1. More significant private sector involvement. Much of the recent U.S. engagement on the continent has been through development aid. At approximately $12 billion per year, the U.S. government has provided both general budgetary support to many African nations as well as funds for direct interventions in health, education, agriculture and other capital-starved areas of local economies. Going forward, however, we can expect less government and more business involvement.
Unlike China, for example, the U.S. will not be developing large infrastructure projects on the continent. Instead, it will seek to make it easier for U.S. corporations to sell goods and services and more broadly compete with other actors from China and elsewhere. This intention was made quite clear by then-senator (now secretary of State) John Kerry in January 2013, when he was speaking in his nomination hearing to become the head of the State Department before the Senate Foreign Relations Committee:
China is all over Africa — I mean, all over Africa. And they’re buying up long-term contracts on minerals, on — you name it. And there are some places where we’re not in the game, folks. I mean, I hate to say it: We got to get in it, but it takes a little bit of resourcing. Believe me, somebody is paying for those folks to be over there; somebody is investing in their investment of time. And we have to be prepared because I think what we bring to the table is frankly a lot more attractive than what a lot of other countries bring to the table. People like to do business with American businesses. We’re open, we’re accountable, we have freedom of creativity and other kinds of things. And I think that if we can organize ourselves more effectively in this sector, we can win.
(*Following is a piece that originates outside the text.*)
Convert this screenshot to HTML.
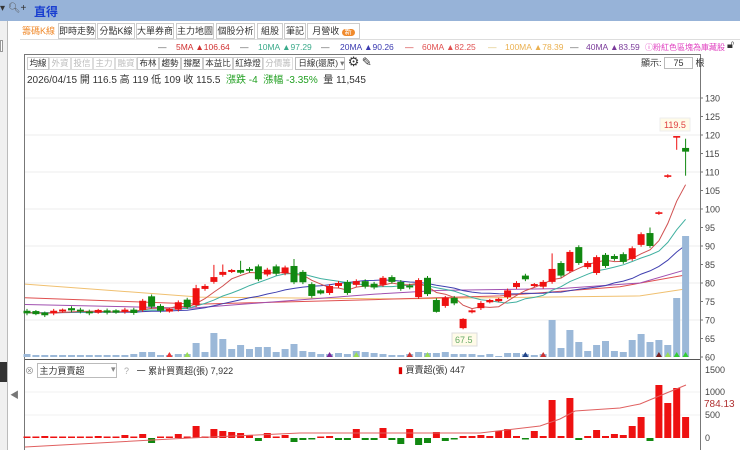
<!DOCTYPE html>
<html><head><meta charset="utf-8">
<style>
*{margin:0;padding:0;box-sizing:border-box}
body{width:740px;height:450px;overflow:hidden;background:#fff;font-family:"Liberation Sans","Noto Sans CJK TC",sans-serif;position:relative;font-size:11px;color:#333}
.abs{position:absolute}
#top{left:0;top:0;width:740px;height:21px;background:#97b3d8}
.tab{position:absolute;top:23px;height:16px;border:1px solid #ccc;background:#fff;font-size:9px;line-height:14px;text-align:center;color:#333;white-space:nowrap;overflow:hidden}
.lg{position:absolute;top:42px;font-size:8.5px;white-space:nowrap}
.b{display:inline-block;border:1px solid #ccc;width:22px;text-align:center;margin-right:0}
.g{color:#bbb;border-color:#ddd}
</style></head><body>
<div id="top" class="abs"></div>
<div class="abs" style="left:0;top:3px;font-size:10px;color:#333">▾ <span style="color:#555">🔍︎</span>+</div>
<div class="abs" style="left:34px;top:3px;font-size:12px;font-weight:bold;color:#1a3fd0">直得</div>
<div class="abs" style="left:0;top:21px;width:8px;height:429px;background:#f0f0f0;border-right:1px solid #bbb"></div>
<div class="abs" style="left:0;top:40px;width:3px;height:12px;border:1px solid #999;background:#fff"></div>
<div class="abs" style="left:0;top:362px;width:7px;height:20px;background:#333"></div>
<div class="abs" style="left:10px;top:388px;font-size:9px;color:#777">◀</div>
<div class="tab" style="left:20px;width:37px;color:#f08a2c;border-color:#fff">籌碼K線</div>
<div class="tab" style="left:58px;width:38px">即時走勢</div>
<div class="tab" style="left:97px;width:38px">分點K線</div>
<div class="tab" style="left:136px;width:38px">大單券商</div>
<div class="tab" style="left:176px;width:38px">主力地圖</div>
<div class="tab" style="left:216px;width:39px">個股分析</div>
<div class="tab" style="left:257px;width:26px">組股</div>
<div class="tab" style="left:284px;width:22px">筆記</div>
<div class="tab" style="left:307px;width:53px">月營收 <span style="background:#f08a2c;color:#fff;border-radius:6px;padding:0 3px;font-size:7px">新</span></div>
<div class="abs" style="left:20px;top:39px;width:720px;border-top:1px solid #ddd"></div>
<span class="lg" style="left:158px;color:#555">—</span><span class="lg" style="left:176px;color:#d03030">5MA ▲106.64</span>
<span class="lg" style="left:240px;color:#555">—</span><span class="lg" style="left:258px;color:#3aaa8a">10MA ▲97.29</span>
<span class="lg" style="left:321px;color:#555">—</span><span class="lg" style="left:340px;color:#3a3ab0">20MA ▲90.26</span>
<span class="lg" style="left:405px;color:#d03030">—</span><span class="lg" style="left:422px;color:#e05050">60MA ▲82.25</span>
<span class="lg" style="left:488px;color:#ddc070">—</span><span class="lg" style="left:505px;color:#eab050">100MA ▲78.39</span>
<span class="lg" style="left:570px;color:#555">—</span><span class="lg" style="left:586px;color:#7a3a9a">40MA ▲83.59</span>
<span class="lg" style="left:645px;color:#e040c0;font-size:8px">ⓘ粉紅色區塊為庫藏股</span>
<div class="abs" style="left:727px;top:39px;font-size:11px">🔓︎</div>
<div class="abs" style="left:24px;top:54px;width:677px;height:396px;border-left:1px solid #777;border-top:1px solid #777;border-right:1px solid #777"></div>
<div class="abs" style="top:56px;left:27px;font-size:8.5px;white-space:nowrap;line-height:11px">
<span class="b">均線</span><span class="b g">外資</span><span class="b g">投信</span><span class="b g">主力</span><span class="b g">融資</span><span class="b">布林</span><span class="b">趨勢</span><span class="b">撐壓</span><span class="b" style="width:30px">本益比</span><span class="b" style="width:30px">紅綠燈</span><span class="b g" style="width:30px">分價籌</span> <span style="display:inline-block;border:1px solid #bbb;width:50px;padding-left:2px">日線(還原) <span style="float:right;color:#777">▾</span></span> <span style="font-size:13px">⚙</span> <span style="font-size:12px">✎</span></div>
<div class="abs" style="top:56px;left:641px;font-size:9px;white-space:nowrap">顯示: <span style="display:inline-block;width:29px;border:1px solid #bbb;text-align:center">75</span> 根</div>
<div class="abs" style="top:71px;left:27px;font-size:10px;white-space:nowrap">2026/04/15 開 116.5 高 119 低 109 收 115.5 &nbsp;<span style="color:#22a022">漲跌 -4 &nbsp;漲幅 -3.35%</span> &nbsp;量 11,545</div>
<svg id="s" class="abs" style="left:0;top:0" width="740" height="450"></svg>
<div class="abs" style="top:363px;left:25px;font-size:9px;white-space:nowrap"><span style="color:#888">⊗</span> <span style="display:inline-block;width:80px;border:1px solid #bbb;padding-left:2px">主力買賣超 <span style="float:right;color:#888">▾</span></span>&nbsp;&nbsp;&nbsp;<span style="color:#aaa">?</span>&nbsp;&nbsp;&nbsp;<span>一 累計買賣超(張) 7,922</span></div>
<div class="abs" style="top:363px;left:398px;font-size:9px;white-space:nowrap"><span style="color:#d00">▮</span> 買賣超(張) 447</div>
<script>
var s=document.getElementById('s'),h='';
function Y(p){return 357-(p-60)*3.7}
function X(i){return 27+i*8.9}
[70,80,90,100,110,120,130].forEach(function(p){h+='<line x1="25" x2="700" y1="'+Y(p)+'" y2="'+Y(p)+'" stroke="#eee"/>'});
for(var p=60;p<=130;p+=5){h+='<line x1="700" x2="703" y1="'+Y(p)+'" y2="'+Y(p)+'" stroke="#777"/><text x="705" y="'+(Y(p)+3.5)+'" font-size="9" fill="#444" font-family="Liberation Sans">'+p+'</text>'}
var c=[[72.5,71.8],[72.2,71.8],[71.8,71.5],[71.8,72.5],[72.5,72.6],[73.2,72.6],[72.8,72.3],[72.3,71.8],[72.2,72.5],[72.6,72],[72.4,72.2],[72.2,72.8],[72.8,71.9],[72.7,75.2],[76.4,73.6],[73.8,72.5],[72.5,72.8],[72.8,74.8],[75.5,73.5],[74,78.6],[78.4,79.2],[80.3,81.6],[82.2,83],[83.2,83.3],[83.3,83],[83.8,83.3],[84.5,81],[82.3,83.6],[84.5,82.5],[82.6,84.2],[84.6,80.2],[83,80.2],[79.7,76.5],[77.8,77.4],[77.3,79.2],[79.2,80],[80.3,77.3],[79.5,80.5],[80.5,79],[79.8,78.8],[79.5,81.4],[81.6,80.3],[80.3,78.4],[79.3,78.8],[76.2,80.8],[81.4,77],[75.4,72.2],[73.8,76],[76,74.5],[67.8,70.3],[72.3,72.4],[73.2,74.6],[75,75.2],[75.3,75.5],[76.2,78],[78.9,80],[82,81],[79.4,79.5],[79,80.3],[80.3,83.8],[85.4,82],[83.2,88.4],[89.7,85.4],[84.3,85.4],[82.7,87],[87.6,84.6],[87.3,86.5],[87.8,85.7],[86.5,89.4],[90.3,93.2],[93.5,90],[98.9,98.9],[108.9,108.9],[119.5,119.5],[116.5,115.5]];
var hi={19:79.5,21:84.9,22:85,24:86,30:86.5,59:88,74:119,73:119.5,49:70.5,70:95};
var lo={49:67.5,74:109,73:116,2:70.8,46:72};
var pre=[];for(var k=0;k<25;k++)pre.push(72);
var cl=pre.concat(c.map(function(a){return a[1]}));
function ma(n,col){var pts=[];for(var i=0;i<75;i++){var sm=0;for(var j=0;j<n;j++)sm+=cl[25+i-j];pts.push(X(i)+','+Y(sm/n).toFixed(1))}h+='<polyline points="'+pts.join(' ')+'" fill="none" stroke="'+col+'" stroke-width="1"/>'}
function hand(pts,col){h+='<polyline points="'+pts.map(function(a){return a[0]+','+Y(a[1]).toFixed(1)}).join(' ')+'" fill="none" stroke="'+col+'" stroke-width="1"/>'}
hand([[25,79.7],[200,76.2],[400,75.7],[640,76.5],[686,78.4]],'#f0c070');
hand([[25,76],[200,74.3],[375,75.5],[500,76.5],[620,79],[686,82.2]],'#e05050');
hand([[25,74.2],[190,73.2],[375,77],[440,78],[560,78.5],[640,80],[686,83.6]],'#a050b0');
ma(20,'#4040b0');ma(10,'#40b0a0');ma(5,'#d05050');
c.forEach(function(a,i){var o=a[0],cc=a[1],x=X(i),up=cc>=o,col=up?'#ee1111':'#118811';
var H=hi[i]!=null?hi[i]:Math.max(o,cc)+0.5,L=lo[i]!=null?lo[i]:Math.min(o,cc)-0.5;
h+='<line x1="'+x+'" x2="'+x+'" y1="'+Y(H)+'" y2="'+Y(L)+'" stroke="'+col+'"/>';
var t=Y(Math.max(o,cc)),b=Y(Math.min(o,cc));if(b-t<1.5){t-=0.8;b+=0.8}
h+='<rect x="'+(x-3.5)+'" y="'+t+'" width="7" height="'+(b-t)+'" fill="'+col+'"/>'});
h+='<rect x="660" y="118" width="30" height="13" fill="#fffbe8" stroke="#eee"/><text x="664" y="128" font-size="9" fill="#e04040" font-family="Liberation Sans">119.5</text>';
h+='<rect x="452" y="333" width="25" height="13" fill="#fffbe8" stroke="#ddd"/><text x="455" y="343" font-size="9" fill="#6a6" font-family="Liberation Sans">67.5</text>';
var v=[3,2,2,2,2,2,2,2,2,2,2,2,3,5,5,2,2,3,3,14,5,24,18,8,12,8,10,10,5,8,13,6,5,3,3,4,3,6,5,4,3,2,2,3,5,4,4,5,3,3,3,2,3,1,4,4,3,2,3,37,9,27,15,6,12,16,6,5,17,23,15,17,12,59,121];
v.forEach(function(hh,i){h+='<rect x="'+(X(i)-3.5)+'" y="'+(357-hh)+'" width="7" height="'+hh+'" fill="#9bb8d8"/>'});
[[16,'#e33'],[18,'#9d5'],[34,'#7a2a9a'],[37,'#9d5'],[43,'#c33'],[45,'#9d5'],[56,'#248'],[58,'#c33'],[71,'#7a2020'],[72,'#9d5'],[73,'#3c3'],[74,'#3c3']].forEach(function(t){var x=X(t[0]);h+='<polygon points="'+(x-3)+',357 '+(x+3)+',357 '+x+',352" fill="'+t[1]+'"/>'});
h+='<line x1="25" x2="700" y1="359.5" y2="359.5" stroke="#555"/>';
h+='<line x1="25" x2="700" y1="392" y2="392" stroke="#f0f0f0"/><line x1="25" x2="700" y1="415" y2="415" stroke="#f0f0f0"/>';
[[1500,370],[1000,392],[500,415],[0,438]].forEach(function(a){h+='<text x="705" y="'+(a[1]+3)+'" font-size="9" fill="#444" font-family="Liberation Sans">'+a[0]+'</text>'});
h+='<text x="704" y="407" font-size="10" fill="#b03030" font-family="Liberation Sans">784.13</text>';
var bb=[1,1,2,1.5,1.5,1,1,1,2,1,1,3,1,4,-5,1,1,4,1,12,1,9,7,6,5,3,-3,5,1,3,-4,-2,-1,1,2,-2,-2,9,-2,-2,10,-2,-6,9,-7,-5,6,-3,-1,2,2,3,2,7,9,2,-1,7,2,38,2,40,-2,2,8,2,4,3,12,21,-3,53,35,50,21];
bb.forEach(function(b,i){var x=X(i)-3.5,col=b>=0?'#ee1111':'#118811',hh=Math.max(Math.abs(b),1.5);h+='<rect x="'+x+'" y="'+(b>=0?438-hh:438)+'" width="7" height="'+hh+'" fill="'+col+'"/>'});
var rl=[[25,447],[190,438],[300,433],[480,433],[540,426],[560,419],[575,411],[620,408],[640,404],[652,399],[686,385]];
h+='<polyline points="'+rl.map(function(a){return a.join(',')}).join(' ')+'" fill="none" stroke="#e06060" stroke-width="1"/>';
s.innerHTML=h;
</script>
</body></html>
2. U.S.-Africa engagement will be more focused. The U.S. government has made the expansion of power and electricity a key goal in Africa. The U.S. government’s Power Africa initiative has real potential. Two thirds of Africa’s population does not have access to electricity, a basic ingredient of economic growth and development. The Power Africa initiative seeks to combine the efforts of various U.S. governmental agencies — USAID, the Department of Commerce, the Overseas Private Investment Corp. and the Ex-Im Bank — as well as of major U.S. corporations to find solutions to the challenges facing the power sector in Africa, initially focusing on six key countries: Ethiopia, Ghana, Kenya, Liberia, Nigeria and Tanzania.
3. The U.S. investor community will play a larger role. The U.S. is home to one of the largest savings pools in the world, and Africa is the most capital-starved region in the world. There is a natural dynamic here that can be easily directed in a win-win manner. Africa-focused private equity firms have raised record levels of assets during the past decade, peaking in 2007 at $4.7 billion and remaining buoyant since. U.S. investors often incorrectly perceive the risk of investing in Africa and demand returns that are only possible in a few sectors, such as consumer goods. Instead, policymakers and investors should see how to channel these savings into profitable and stable investments in infrastructure, power and other key sectors for broad-based growth on the continent.
On August 5 and 6 President Barack Obama is hosting the U.S.-Africa Leaders Summit in Washington, D.C. This meeting will bring together Africa’s heads of state, as well as top CEOs from the U.S. and Africa, to discuss how the regions can work together more constructively.
Investec Asset Management and the U.S. Chamber of Commerce will be publishing a report providing perspectives on how this relationship may evolve. Investors, policymakers and business leaders should take note.
Aniket Shah is an investment specialist with the Investec Investment Institute, part of Investec Asset Management.